Nenhum partido investiu como o PMDB em inflar seu poder de força nas capitais. Trouxe do PDT o prefeito de Salvador (João Henrique), do PPS o de Porto Alegre (José Fogaça) e do PSDB o de Florianópolis (Dário Berger). Mas deve ficar fora do jogo nas três mais importantes: São Paulo, Rio e Belo Horizonte. Apenas Fogaça entre os neopemedebistas desfruta de uma situação relativamente tranqüila para disputar a reeleição: é o único que parece garantido no segundo turno. O partido larga com mais força onde já era forte em 2004: em Goiânia, o prefeito Iris Rezende dá-se ao luxo de escolher seus aliados já montando o cenário para a disputa estadual em 2010. Em Campo Grande, Nelsinho Trad não tem desafiante dentro do petismo. Reelegendo Fogaça, Trad e Iris, o resultado de 2008 é de soma zero em relação a 2010: o partido seguirá com dificuldade de participar do jogo sucessório nacional fora de uma posição subalterna em relação ao PT.

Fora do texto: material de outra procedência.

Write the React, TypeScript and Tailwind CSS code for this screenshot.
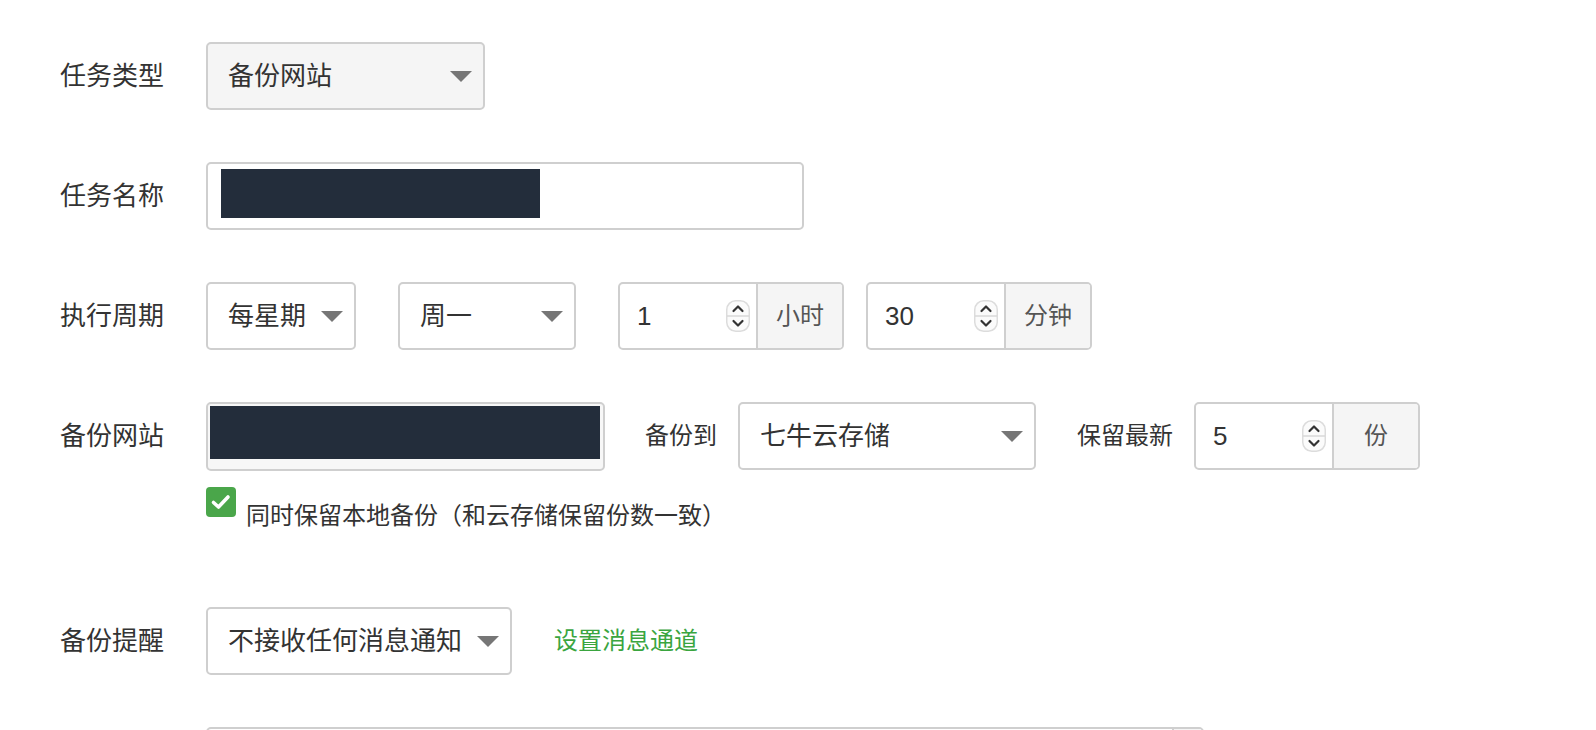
const Arrow = () => (
  <svg width="22" height="11" viewBox="0 0 22 11" className="shrink-0">
    <polygon points="0,0 22,0 11,11" fill="#767676" />
  </svg>
);

const Spinner = () => (
  <svg width="24" height="32" viewBox="0 0 24 32" className="shrink-0">
    <rect x="0.75" y="0.75" width="22.5" height="30.5" rx="9" fill="#fbfbfb" stroke="#dcdcdc" strokeWidth="1.5" />
    <line x1="1" y1="16" x2="23" y2="16" stroke="#d8d8d8" strokeWidth="1.5" />
    <polyline points="7.5,11 12,6.5 16.5,11" fill="none" stroke="#333" strokeWidth="2.2" strokeLinecap="round" strokeLinejoin="round" />
    <polyline points="7.5,21 12,25.5 16.5,21" fill="none" stroke="#333" strokeWidth="2.2" strokeLinecap="round" strokeLinejoin="round" />
  </svg>
);

function Label({ text }: { text: string }) {
  return (
    <div className="w-[206px] shrink-0 whitespace-nowrap pl-[60px] text-[26px] leading-[36px] text-[#333]">{text}</div>
  );
}

function Select({ value, width, gray }: { value: string; width: string; gray?: boolean }) {
  return (
    <div
      className={`flex h-[68px] ${width} shrink-0 items-center justify-between rounded-[5px] border-2 border-[#cfcfcf] pl-[20px] pr-[11px] ${
        gray ? "bg-[#f5f5f5]" : "bg-white"
      }`}
    >
      <span className="whitespace-nowrap text-[26px] leading-[36px] text-[#333]">{value}</span>
      <Arrow />
    </div>
  );
}

function NumberInput({ value, unit }: { value: string; unit: string }) {
  return (
    <div className="flex h-[68px] w-[226px] shrink-0 overflow-hidden rounded-[5px] border-2 border-[#cfcfcf] bg-white">
      <div className="flex w-[136px] items-center justify-between pl-[17px] pr-[6px]">
        <span className="text-[26px] leading-[36px] text-[#333]">{value}</span>
        <Spinner />
      </div>
      <div className="flex w-[86px] items-center justify-center border-l-2 border-[#cfcfcf] bg-[#f5f5f5] text-[24px] text-[#555]">
        {unit}
      </div>
    </div>
  );
}

export default function App() {
  return (
    <div className="h-[730px] w-full overflow-hidden bg-white pt-[42px] font-['Liberation_Sans','Noto_Sans_CJK_SC',sans-serif]">
      <div className="flex flex-col">
        {/* 任务类型 */}
        <div className="flex h-[68px] items-center">
          <Label text="任务类型" />
          <Select value="备份网站" width="w-[279px]" gray />
        </div>

        {/* 任务名称 */}
        <div className="mt-[52px] flex h-[68px] items-center">
          <Label text="任务名称" />
          <div className="h-[68px] w-[598px] rounded-[5px] border-2 border-[#cfcfcf] bg-white pl-[13px] pt-[5px]">
            <div className="h-[49px] w-[319px] bg-[#232d3b]" />
          </div>
        </div>

        {/* 执行周期 */}
        <div className="mt-[52px] flex h-[68px] items-center">
          <Label text="执行周期" />
          <Select value="每星期" width="w-[150px]" />
          <div className="ml-[42px]">
            <Select value="周一" width="w-[178px]" />
          </div>
          <div className="ml-[42px]">
            <NumberInput value="1" unit="小时" />
          </div>
          <div className="ml-[22px]">
            <NumberInput value="30" unit="分钟" />
          </div>
        </div>

        {/* 备份网站 */}
        <div className="mt-[52px] flex h-[68px] items-center">
          <Label text="备份网站" />
          <div className="h-[69px] w-[399px] shrink-0 rounded-[5px] border-2 border-[#cfcfcf] bg-[#f7f7f7] pl-[2px] pt-[2px]">
            <div className="h-[53px] w-[390px] bg-[#232d3b]" />
          </div>
          <span className="ml-[40px] whitespace-nowrap text-[24px] leading-[36px] text-[#333]">备份到</span>
          <div className="ml-[21px]">
            <Select value="七牛云存储" width="w-[298px]" />
          </div>
          <span className="ml-[41px] whitespace-nowrap text-[24px] leading-[36px] text-[#333]">保留最新</span>
          <div className="ml-[21px]">
            <NumberInput value="5" unit="份" />
          </div>
        </div>

        <div className="ml-[206px] mt-[17px] flex items-start">
          <div className="flex h-[30px] w-[30px] items-center justify-center rounded-[4px] bg-[#4aa64a]">
            <svg width="24" height="24" viewBox="0 0 24 24">
              <polyline points="4.5,12.5 9.5,17 19,7" fill="none" stroke="#fff" strokeWidth="3.6" strokeLinecap="round" strokeLinejoin="round" />
            </svg>
          </div>
          <span className="ml-[10px] mt-[14px] text-[24px] leading-[30px] text-[#333]">
            同时保留本地备份（和云存储保留份数一致）
          </span>
        </div>

        {/* 备份提醒 */}
        <div className="mt-[76px] flex h-[68px] items-center">
          <Label text="备份提醒" />
          <Select value="不接收任何消息通知" width="w-[306px]" />
          <a href="#" className="ml-[42px] whitespace-nowrap text-[24px] leading-[36px] text-[#3aa53f]">
            设置消息通道
          </a>
        </div>

        <div className="mt-[52px] flex h-[68px] items-center">
          <div className="w-[206px] shrink-0" />
          <div className="flex h-[68px] w-[998px] overflow-hidden rounded-[5px] border-2 border-[#cfcfcf] bg-white">
            <div className="flex-1" />
            <div className="w-[30px] border-l-2 border-[#cfcfcf] bg-[#f5f5f5]" />
          </div>
        </div>
      </div>
    </div>
  );
}
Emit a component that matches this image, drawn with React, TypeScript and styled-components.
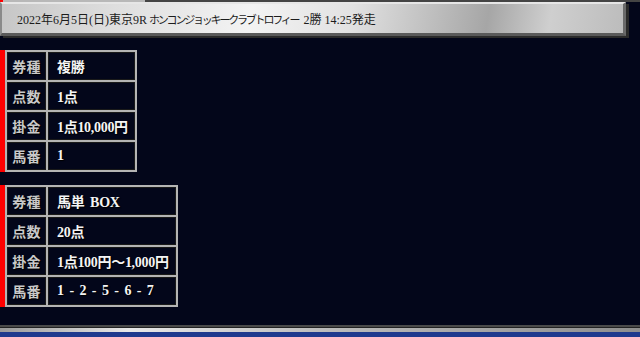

A leitura das pesquisas mostra na dianteira candidaturas que dificilmente terão fôlego para manter o favoritismo, pelo isolamento político ou pela rejeição que despertam. Entre outros, é o caso do radialista Raimundo Varela (PRB) em Salvador, do senador Marcelo Crivella (PRB) e do deputado estadual Wagner Montes (PDT) no Rio e do ex-deputado Moroni Torgan (DEM) em Fortaleza. É a presença na mídia ou em eleições anteriores que os impulsiona, mas em nenhum dos casos existe estrutura partidária, apoio das máquinas do município, do Estado ou do governo federal ou apoio empresarial consistente. As eleições nas capitais da Bahia, Rio e Ceará continuam uma incógnita. E o efeito na eleição presidencial é limitado: os governadores Jaques Wagner (BA) e Sérgio Cabral (RJ) poderão ser atores em 2010 mesmo com derrotas em casa e Ciro, o líder do grupo que comanda o Ceará, jamais dependeu da eleição da capital de seu Estado para ser ou não candidato a presidente. Uma vitória de ACM Neto (DEM) na capital baiana seria apenas um marco de sobrevivência local.